What’s the Purpose of Writing for the Web? Original ideas, Resnick’s Learning Spiral, and P2PU

Digital media asks all instructors, in all disciplines, what the core goals are for their instruction. If we’re deploying technology well, it’s in the service of those goals. I would argue that’s why we can use Twitter for character development, and as my friend Zac Chase mentioned, Zeega for elaboration.

So what’s the goal of writing instruction? This is a critical question for those of us in educational technology, and heck, everyone who is a writer for a digital audience.  I was talking to a friend of mine who publishes textbooks in writing instruction, and she said there’s a distinct tension in the pedagogy at the moment:

Old way: writing to craft a 5-paragraph essay
New way: writing to craft an original idea

Got it.  OK then.

But I’ll actually take it a step further.  In thinking about a new Challenge for P2PU: Writing for the Web, and I’d say the goal of web writing is to craft a relevant idea (an idea naturally being an original thing)–an idea that cuts to the heart of an issue.

This new challenge has been influenced by the thinking of Mitch Resnick at the Lifelong Kindergarten Lab at MIT.  I took his class on Technologies for Creative Play last semester, and the following takeaways from his course really stuck (loosely paraphrased):

  • learning needs to be personally meaningful to the learner
  • make learning experiences to accommodate lots of learning styles
  • pedagogy should prompt learners construct instincts to guide them in the future across technologies and across formats

Resnick outlines his theory of learning as a spiral–learners imagine what they might make through brainstorming, tinker with the idea, and then reflect and imagine what else they might make or do.


I’d been thinking about the learning spiral as I worked with rockstar blogger Audrey Watters on this challenge.  Instead of focusing on the consumption of content, or individual skills, this experience prompts learners to reflect upon what style of writing on the web works for them.  

Each task prompts an authentic web writing experience–posting blog posts, engaging other writers, revising ideas in a digital environment.  Then learners reflect on why they made the decisions they did–so reflection is the tether that encourages the imagination and curiosity to move to the next task.

Check it out: the new Peer 2 Peer University Challenge: Writing for the Web is open for sign up now.

4 thoughts on “What’s the Purpose of Writing for the Web? Original ideas, Resnick’s Learning Spiral, and P2PU

  1. When I was a baby teacher, my profs would often lament the 5-paragraph essay as the killer of thought. I was with them. “Yeah,” thought I, “it does ask students to chain their thinking to a container!”

    Then, I sat waiting for them to tell us what we should do instead (or at least make the question central to our classes). It never happened.

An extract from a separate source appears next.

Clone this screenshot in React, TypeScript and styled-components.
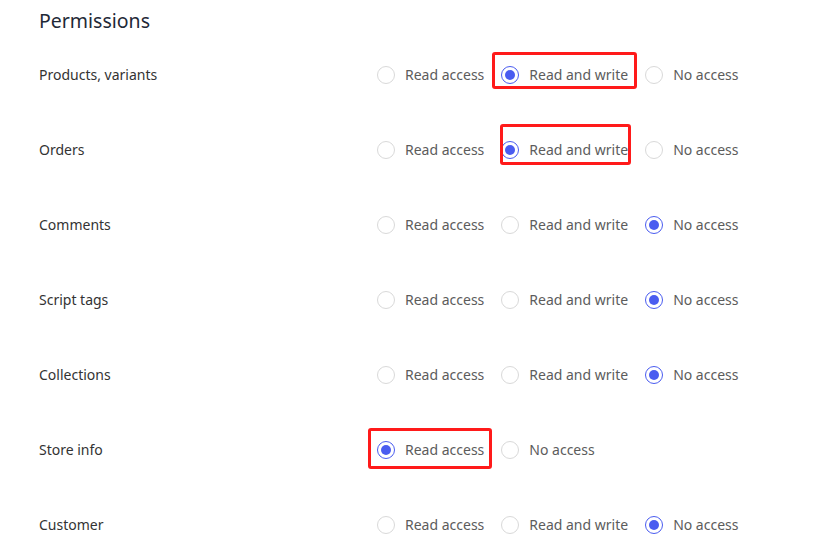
import styled, { createGlobalStyle, css } from "styled-components";

const GlobalStyle = createGlobalStyle`
	body {
		margin: 0;
		background: #ffffff;
		font-family: "Noto Sans", "Open Sans", sans-serif;
	}
`;

type Level = "read" | "write" | "none";

interface Permission {
	label: string;
	options: Level[];
	value: Level;
	marked?: boolean;
}

const optionText: Record<Level, string> = {
	read: "Read access",
	write: "Read and write",
	none: "No access",
};

const permissions: Permission[] = [
	{ label: "Products, variants", options: ["read", "write", "none"], value: "write", marked: true },
	{ label: "Orders", options: ["read", "write", "none"], value: "write", marked: true },
	{ label: "Comments", options: ["read", "write", "none"], value: "none" },
	{ label: "Script tags", options: ["read", "write", "none"], value: "none" },
	{ label: "Collections", options: ["read", "write", "none"], value: "none" },
	{ label: "Store info", options: ["read", "none"], value: "read", marked: true },
	{ label: "Customer", options: ["read", "write", "none"], value: "none" },
];

const App = () => {
	return (
		<Page>
			<GlobalStyle />
			<Title>Permissions</Title>
			<List>
				{permissions.map((perm, i) => (
					<Row key={perm.label}>
						<Label>{perm.label}</Label>
						<Group>
							{perm.options.map((opt) => {
								const checked = opt === perm.value;
								return (
									<Option key={opt} $marked={checked && perm.marked} $variant={i}>
										<Radio $checked={checked} />
										<OptionText>{optionText[opt]}</OptionText>
									</Option>
								);
							})}
						</Group>
					</Row>
				))}
			</List>
		</Page>
	);
};

export default App;

const Page = styled.div`
	padding: 8px 39px 0;
`;

const Title = styled.h2`
	margin: 0;
	font-size: 19.5px;
	font-weight: 400;
	color: #1f2937;
	line-height: 26px;
`;

const List = styled.div`
	display: flex;
	flex-direction: column;
	padding-top: 3px;
`;

const Row = styled.div`
	display: grid;
	grid-template-columns: 338px 1fr;
	align-items: center;
	height: 75px;
`;

const Label = styled.div`
	font-size: 14px;
	color: #333333;
`;

const Group = styled.div`
	display: flex;
	align-items: center;
	gap: 17px;
`;

const Option = styled.label<{ $marked?: boolean; $variant: number }>`
	position: relative;
	display: flex;
	align-items: center;
	gap: 10px;
	cursor: pointer;

	${({ $marked, $variant }) =>
		$marked &&
		css`
			&::after {
				content: "";
				position: absolute;
				border: 3px solid #ff1a1a;
				border-radius: 3px;
				${$variant === 0 &&
				css`
					left: -9px;
					right: -9px;
					top: -13px;
					bottom: -5px;
				`}
				${$variant === 1 &&
				css`
					left: -1px;
					right: -3px;
					top: -16px;
					bottom: -6px;
				`}
				${$variant === 5 &&
				css`
					left: -9px;
					right: -8px;
					top: -12px;
					bottom: -10px;
				`}
			}
		`}
`;

const Radio = styled.span<{ $checked: boolean }>`
	box-sizing: border-box;
	width: 18px;
	height: 18px;
	border-radius: 50%;
	border: 1px solid ${({ $checked }) => ($checked ? "#4a5cf0" : "#d9d9d9")};
	background: #ffffff;
	display: flex;
	align-items: center;
	justify-content: center;

	&::after {
		content: "";
		width: 10px;
		height: 10px;
		border-radius: 50%;
		background: #4a5cf0;
		display: ${({ $checked }) => ($checked ? "block" : "none")};
	}
`;

const OptionText = styled.span`
	font-size: 14px;
	color: #5c5c5c;
	white-space: nowrap;
`;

    As a grown-up teacher, I started to see the merit of the 5-graf. It’s a container for thinking like twitter or a blog post. It’s helpful for some people in some cases. It’s not everyone and it’s not all the time, but it’s helpful.

    It took me a while to realize wanting my students to not feel hindered by the 5-graf didn’t mean the same thing as not wanting my students to feel comforted by the 5-graf. To some struggling writers, it was clearly a comfort to know they could pour their thinking into the container and it would help them find the shape of their thinking.

    That’s where my thinking headed.

  2. Zac–I think constraints can be great for creativity. I know you’re a big fan of the 2-pager at SLA, and I think there’s a totally a place for a case that’s richly argued.

    What would be the equivalent in web writing? Is there a difference?

  3. I share that same experience of raging against the 5 paragraph format when I first taught writing. The UO stresses the rhetoric part of comp/rhet, as though that magically makes it easier (in other words, instead of writing a thesis statement, you write an enthymeme… as if it’s then MAGIC to formulate/write the rest of your argument).

    I think, to answer Vanessa’s question, that the equivalent on the Web is an attention-getting headline, a 2 sentence introductory paragraph, and then a bunch of bullet points. 🙂

    • Exactly–also concise and extremely clear writing. I think there’s something to be said for training writers to think about posting ideas in progress, for the review of the web community.